How to check what’s available

Each Broadband infrastructure provider will have a 'Postcode Checker’ where you can enter your details to find out what speeds are available now, whether deployment is planned, or if they are not intending to deploy in your area.

Some of the broadband infrastructure providers such as Openreach do not sell broadband directly to you as the customer but allow other broadband Internet Service Providers (ISPs) like Talk-Talk, Sky, BT etc. to sell to you using their network. Think of these like your gas or electricity providers where one company owns the pipes and wires but another provides you the service and sends you your bills.

Several broadband infrastructure providers do not allow other ISPs to sell on their networks and so you must use their ISP if you want to use their network. Whilst some infrastructure providers act as an ISP on their network and also let others sell off it too.

If you’re happy with what’s available, then some things to consider

Most customers are now fortunate enough to find that there is a service available to meet their needs. But before you place an order you should consider the following.

  1. compare the offers of the ISPs available on the networks open to you. You may want to consider speed, price, data limits and quality of service
  2. check your existing commitment to your current supplier in terms of contract length and any charges for leaving your contract early

Further guidance on the switching process can be found at: Which: How to switch broadband provider.
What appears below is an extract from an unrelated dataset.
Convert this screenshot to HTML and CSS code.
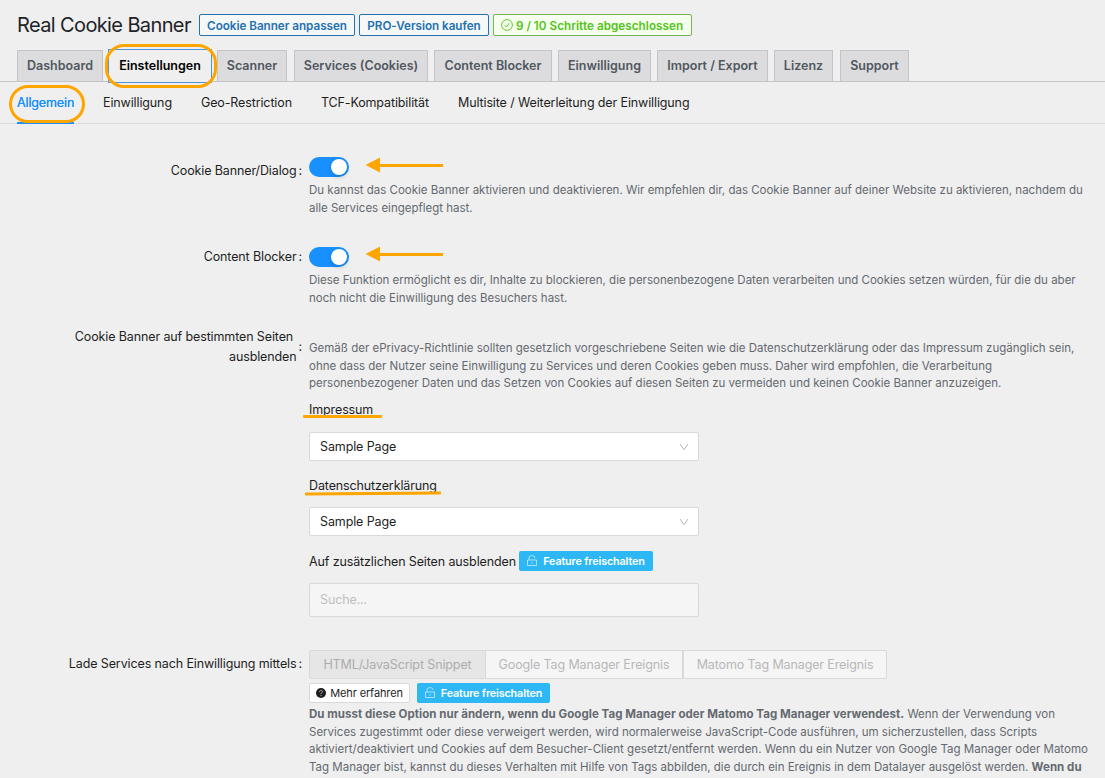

If you’re unsure on any of these options, please get in touch with the Digital Infrastructure and Connectivity Team, emailing:

What to do if the broadband available doesn’t meet your needs

For a significant minority of customers in Worcestershire there isn’t currently a decent broadband service available. But help is at hand. There is another guide available in this series, ‘Alternative Solutions to your Fixed Broadband Connectivity’, which suggests some alternate technologies to fibre, such as mobile and low earth orbiting satellite. There are also a number of funding schemes available aimed at supporting communities and businesses in areas where broadband connectivity is poor.